We were talking about how many young millionaires there were in south Florida who had made their fortunes in the drug business.
Sonny was always talking about heroin, cocaine, marijuana, Quaaludes. One time he tells me, “Don’t bother with the coke right now. The hard stuff and the smoke is what’s selling big now in New York.” He had one outlet immediately for 300 pounds of grass and another for 400 pounds. “I want a steady source that can provide a hundred pounds a week. I could net ten grand a week from the outlets I got. We’ll have twenty grand to pay for the first load up front.”
On the phone, one of our code phrases for drugs was “pigeon feed.” Over the phone I was telling him about a new connection. He said, “Bring a sample of the pigeon feed up to New York,” so he could have it checked out.
Rossi put a sample in his pocket and we flew to New York. At JFK we were met by Boobie. He introduced us to Nicky Santora. Nicky, an overweight, curly-haired, happy-go-lucky type, was in Sonny’s crew.

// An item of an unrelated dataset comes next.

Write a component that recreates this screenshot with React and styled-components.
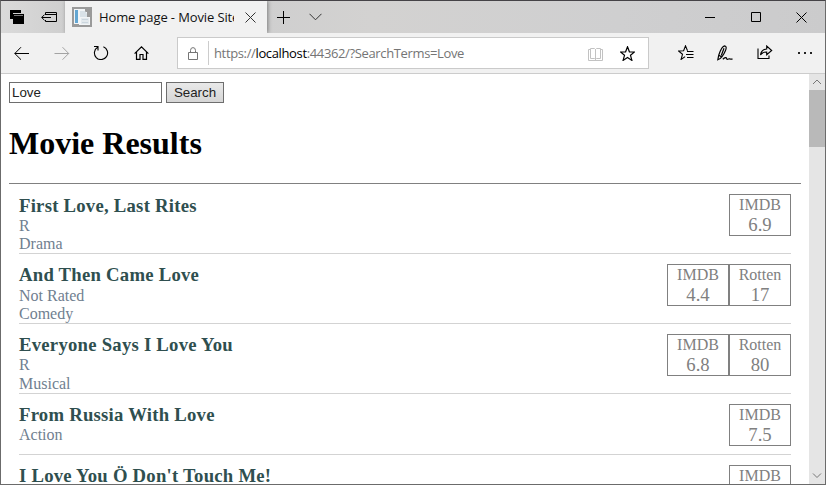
import React from 'react';
import styled, { createGlobalStyle } from 'styled-components';

const GlobalStyle = createGlobalStyle`
  * { box-sizing: border-box; }
  body { margin: 0; overflow: hidden; background: #fff; }
`;

const Window = styled.div`
  width: 826px;
  height: 485px;
  display: flex;
  flex-direction: column;
  overflow: hidden;
  border: 1px solid #6b6b6b;
  border-top-color: #454347;
  background: #fff;
`;

const TitleBar = styled.header`
  height: 32px;
  flex: none;
  display: flex;
  align-items: stretch;
  background: linear-gradient(90deg, #dadada 0, #cfcfcf 64px, #cfcfcf 264px, #d3d2d1 45%, #cfcfd0 75%, #cbcbcc 100%);
`;

const Glyph = styled.svg`
  display: block;
  flex: none;
  width: ${(p) => p.$w}px;
  height: ${(p) => p.$h}px;
  margin-left: ${(p) => p.$gap || 0}px;
  margin-top: ${(p) => p.$top || 0}px;
  fill: none;
  stroke: ${(p) => p.$color || '#000'};
  stroke-width: ${(p) => p.$stroke || 1};
`;

const Tab = styled.div`
  width: 202px;
  margin-left: 7px;
  padding-left: 7px;
  display: flex;
  align-items: flex-start;
  background: #f1f1f1;
  box-shadow: 1px 0 4px rgba(0, 0, 0, 0.4);
  clip-path: inset(0 -6px 0 -6px);
`;

const TabTitle = styled.span`
  width: 135px;
  margin: 6px 0 0 7px;
  overflow: hidden;
  white-space: nowrap;
  font: 13px/20px "Open Sans", sans-serif;
  letter-spacing: -0.12px;
  color: #111;
`;

const ToolBar = styled.nav`
  height: 41px;
  flex: none;
  display: flex;
  align-items: flex-start;
  background: #f1f1f1;
  border-bottom: 1px solid #ccc;
`;

const AddressBar = styled.div`
  width: 472px;
  height: 32px;
  margin: 4px 0 0 28px;
  display: flex;
  border: 1px solid #cacaca;
  background: #fff;
`;

const AddressRule = styled.i`
  width: 1px;
  height: 24px;
  margin: 3px 0 0 9px;
  background: #ccc;
`;

const Address = styled.span`
  width: 374px;
  margin: 5px 0 0 5px;
  white-space: nowrap;
  font: 13px/20px "Open Sans", sans-serif;
  letter-spacing: -0.36px;
  color: #757575;
`;

const Host = styled.span`
  color: #000;
`;

const Viewport = styled.div`
  flex: 1;
  min-height: 0;
  display: flex;
`;

const Page = styled.main`
  flex: 1;
  padding: 8px 8px 0;
  overflow: hidden;
  font-family: "Liberation Serif", serif;
`;

const SearchForm = styled.form`
  display: flex;
  gap: 4px;
`;

const SearchInput = styled.input`
  width: 153px;
  height: 21px;
  padding: 0 2px;
  border: 1px solid #6e6e6e;
  border-radius: 0;
  outline: 0;
  font: 13.33px "Liberation Sans", sans-serif;
  color: #222;
`;

const SearchButton = styled.button`
  width: 58px;
  height: 21px;
  padding: 0;
  border: 1px solid #6e6e6e;
  border-radius: 0;
  background: linear-gradient(#e9e9e9, #d6d6d6);
  font: 13.33px "Liberation Sans", sans-serif;
  color: #222;
`;

const Heading = styled.h1`
  margin: 21px 0;
  font-size: 32px;
  line-height: 38px;
`;

const MovieList = styled.section`
  border-top: 1px solid #808080;
  padding: 0 10px;
`;

const MovieRow = styled.article`
  display: flex;
  align-items: flex-start;
  justify-content: space-between;
  height: ${(p) => p.$height}px;
  padding-top: 10px;
  border-bottom: 1px solid #d3d3d3;
`;

const MovieTitle = styled.h2`
  height: ${(p) => p.$height}px;
  margin: 0;
  padding-top: ${(p) => p.$drop}px;
  font-size: 18.72px;
  line-height: 21px;
  letter-spacing: 0.24px;
  white-space: nowrap;
  color: darkslategray;
`;

const Details = styled.div`
  display: flex;
  flex-direction: column;
  gap: ${(p) => p.$gap}px;
  font-size: 16px;
  line-height: 18px;
  color: slategray;
`;

const Scores = styled.div`
  display: flex;
`;

const ScoreBox = styled.div`
  width: 62px;
  height: 42px;
  border: 1px solid #808080;
  text-align: center;
  color: #808080;
  font-size: 16px;
  line-height: 19px;
`;

const ScoreValue = styled.div`
  font-size: 18.72px;
  line-height: 21px;
`;

const ScrollBar = styled.div`
  width: 16px;
  display: flex;
  flex-direction: column;
  background: #e5e5e5;
`;

const Thumb = styled.div`
  height: 57px;
  margin-bottom: auto;
  background: #b9b9b9;
`;

const movies = [
  { title: 'First Love, Last Rites', details: ['R', 'Drama'], scores: [['IMDB', '6.9']], drop: 1, titleHeight: 23 },
  { title: 'And Then Came Love', details: ['Not Rated', 'Comedy'], scores: [['IMDB', '4.4'], ['Rotten', '17']], titleHeight: 23 },
  { title: 'Everyone Says I Love You', details: ['R', 'Musical'], scores: [['IMDB', '6.8'], ['Rotten', '80']], gap: 1 },
  { title: 'From Russia With Love', details: ['Action'], scores: [['IMDB', '7.5']], height: 61 },
  { title: "I Love You Ö Don't Touch Me!", details: [], scores: [['IMDB', '']] },
];

const star = 'M7.5 .8 L9.4 5.8 L14.5 6 L10.5 9.3 L11.9 14.4 L7.5 11.5 L3.1 14.4 L4.5 9.3 L.5 6 L5.6 5.8 Z';

function Tabs() {
  return (
    <TitleBar>
      <Glyph $w={15} $h={14} $gap={9} $top={9}>
        <path d="M0 0h11v3H3v6H0z" fill="#000" stroke="none" />
        <path d="M3 4h11v10H3z" fill="#000" stroke="none" />
        <path d="M3 3.5h11M4 5.5h9" stroke="#ccc" strokeWidth=".6" />
      </Glyph>
      <Glyph $w={17} $h={12} $gap={16} $top={10}>
        <path d="M4.5 3V1.5h11v9h-11V9M4 3.5h11M.8 6.5H10M3.5 3.6 .7 6.5l2.8 2.8" />
      </Glyph>
      <Tab>
        <Glyph $w={20} $h={20} $top={6} $color="none">
          <path d="M0 0h20v20H0z" fill="#9a9a9a" />
          <path d="M2 2h11v3h2v5h3v8H7v-1H2z" fill="#f2f5f7" />
          <path d="M3 3h3v13H3z" fill="#63a6d2" />
          <path d="M8 4h5l2 3v3H8z" fill="#d9e2e8" />
          <path d="M9 11h8v6H9z" fill="#e3e9ed" />
          <path d="M10 12h6v1h-6zM10 15h6v1h-6z" fill="#cbd6de" />
        </Glyph>
        <TabTitle>Home page - Movie Site</TabTitle>
        <Glyph $w={11} $h={11} $gap={11} $top={11} $color="#333">
          <path d="M.5.5l10 10M10.5.5l-10 10" />
        </Glyph>
      </Tab>
      <Glyph $w={13} $h={13} $gap={10} $top={10}>
        <path d="M6.5 0v13M0 6.5h13" />
      </Glyph>
      <Glyph $w={13} $h={8} $gap={19} $top={12} $color="#333">
        <path d="M.5.8l6 6 6-6" />
      </Glyph>
      <Glyph $w={11} $h={11} $gap={383} $top={10}>
        <path d="M0 6.5h10" />
      </Glyph>
      <Glyph $w={10} $h={10} $gap={35} $top={11}>
        <path d="M.5.5h9v9h-9z" />
      </Glyph>
      <Glyph $w={11} $h={11} $gap={35} $top={11}>
        <path d="M.5.5l10 10M10.5.5l-10 10" />
      </Glyph>
    </TitleBar>
  );
}

function Tools() {
  return (
    <ToolBar>
      <Glyph $w={16} $h={14} $gap={13} $top={13}>
        <path d="M.7 7.5H15M7 1.2.8 7.5 7 13.7" />
      </Glyph>
      <Glyph $w={16} $h={14} $gap={24} $top={13} $color="#a3a3a3">
        <path d="M.5 7.5h14.3M8.5 1.2l6.2 6.3-6.2 6.2" />
      </Glyph>
      <Glyph $w={16} $h={15} $gap={23} $top={12} $stroke={1.1}>
        <path d="M4.6 2.3A6.6 6.6 0 1 0 10.4 1.8M1 1.5h4v4" />
      </Glyph>
      <Glyph $w={15} $h={14} $gap={25} $top={13} $stroke={1.2}>
        <path d="M.6 7.6 7.5.9l6.9 6.7M2.5 6v7.4h3.5V8.5h3v4.9h3.5V6" />
      </Glyph>
      <AddressBar>
        <Glyph $w={11} $h={14} $gap={10} $top={9} $color="#757575">
          <path d="M.5 5.5h9v7h-9zM2.5 5.5v-2a2.5 2.9 0 0 1 5 0v2" />
        </Glyph>
        <AddressRule />
        <Address>
          https://<Host>localhost</Host>:44362/?SearchTerms=Love
        </Address>
        <Glyph $w={15} $h={13} $gap={0} $top={10} $color="#c2c2c2">
          <path d="M2.5.5h4l1 1 1-1h4v10h-4l-1 1-1-1h-4zM7.5 1v11M2 1.5H.5v11h14v-11H13" />
        </Glyph>
        <Glyph $w={15} $h={15} $gap={17} $top={8} $stroke={1.2}>
          <path d={star} />
        </Glyph>
      </AddressBar>
      <Glyph $w={16} $h={15} $gap={29} $top={12} $stroke={1.1}>
        <path d="M9.5 5.8 7.5.9 5.6 5.8.5 6l4 3.3-1.4 5.1 4-2.8M9 6.5h6.5M8 9.5h7.5M9 12.5h6.5" />
      </Glyph>
      <Glyph $w={16} $h={16} $gap={23} $top={12} $stroke={1.2}>
        <path d="M.8 14.8 1.8 10C3.2 5.8 5.2 1 7.6.8c2.2.2 1.7 2.7.9 4.6C7 9 4.4 13.5.8 14.8ZM1.9 10.2l2.4 1.6M4.3 10.5 7 3.2M5.8 14.2c2-1.8 3.6-2 3.9-.6.3 1.4 1.5.5 2.6.2.9-.2 1.3.9 3.2.1" />
      </Glyph>
      <Glyph $w={16} $h={15} $gap={24} $top={12} $stroke={1.1}>
        <path d="M1 3.5v10h11v-3M3.5 10C4 6 6.5 4.2 9.7 4V1l5 4.5-5 4.2V7C6.5 7 4.6 8 3.5 10Z" />
      </Glyph>
      <Glyph $w={14} $h={3} $gap={25} $top={18} $color="none">
        <path d="M0 1h2v2H0zM6 1h2v2H6zM12 1h2v2h-2z" fill="#222" />
      </Glyph>
    </ToolBar>
  );
}

export default function App() {
  return (
    <>
      <GlobalStyle />
      <Window>
        <Tabs />
        <Tools />
        <Viewport>
          <Page>
            <SearchForm>
              <SearchInput defaultValue="Love" />
              <SearchButton type="button">Search</SearchButton>
            </SearchForm>
            <Heading>Movie Results</Heading>
            <MovieList>
              {movies.map((movie) => (
                <MovieRow key={movie.title} $height={movie.height || 70}>
                  <div>
                    <MovieTitle $drop={movie.drop || 0} $height={movie.titleHeight || 22}>
                      {movie.title}
                    </MovieTitle>
                    <Details $gap={movie.gap || 0}>
                      {movie.details.map((text) => (
                        <div key={text}>{text}</div>
                      ))}
                    </Details>
                  </div>
                  <Scores>
                    {movie.scores.map(([source, value]) => (
                      <ScoreBox key={source}>
                        {source}
                        <ScoreValue>{value}</ScoreValue>
                      </ScoreBox>
                    ))}
                  </Scores>
                </MovieRow>
              ))}
            </MovieList>
          </Page>
          <ScrollBar>
            <Glyph $w={16} $h={16} $color="#777">
              <path d="M4 10l4-4 4 4" />
            </Glyph>
            <Thumb />
            <Glyph $w={16} $h={16} $color="#777">
              <path d="M4 5.5l4 4 4-4" />
            </Glyph>
          </ScrollBar>
        </Viewport>
      </Window>
    </>
  );
}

Boobie asked if I had the sample.
“The marijuana? Tony’s got it.”
“I thought you were bringing heroin.”
“I thought Sonny meant marijuana. We got our signals crossed, I guess.”
Boobie was upset because he had a friend standing by to test the sample of heroin.
“We’ll bring that on the next trip,” I say.
Nicky drove us to Little Neck, on Long Island, where Sonny was staying temporarily. Nicky talked about the bookmaking business. He had just recently gotten out of jail. “I was convicted for taking four bets over the telephone,” he says. “Can you imagine that?”
Sonny was staying with a guy named John Palzolla in the North Shore Apartments in Little Neck.
Sonny says, “You told me you had a sample of heroin.” “
“No, I didn’t.”
“Well, fuck it. Give the sample to Nicky. Maybe he can do something with it.”
Rossi handed Nicky the small plastic bag of grass.
“The guy wants two hundred and seventy a pound,” I say.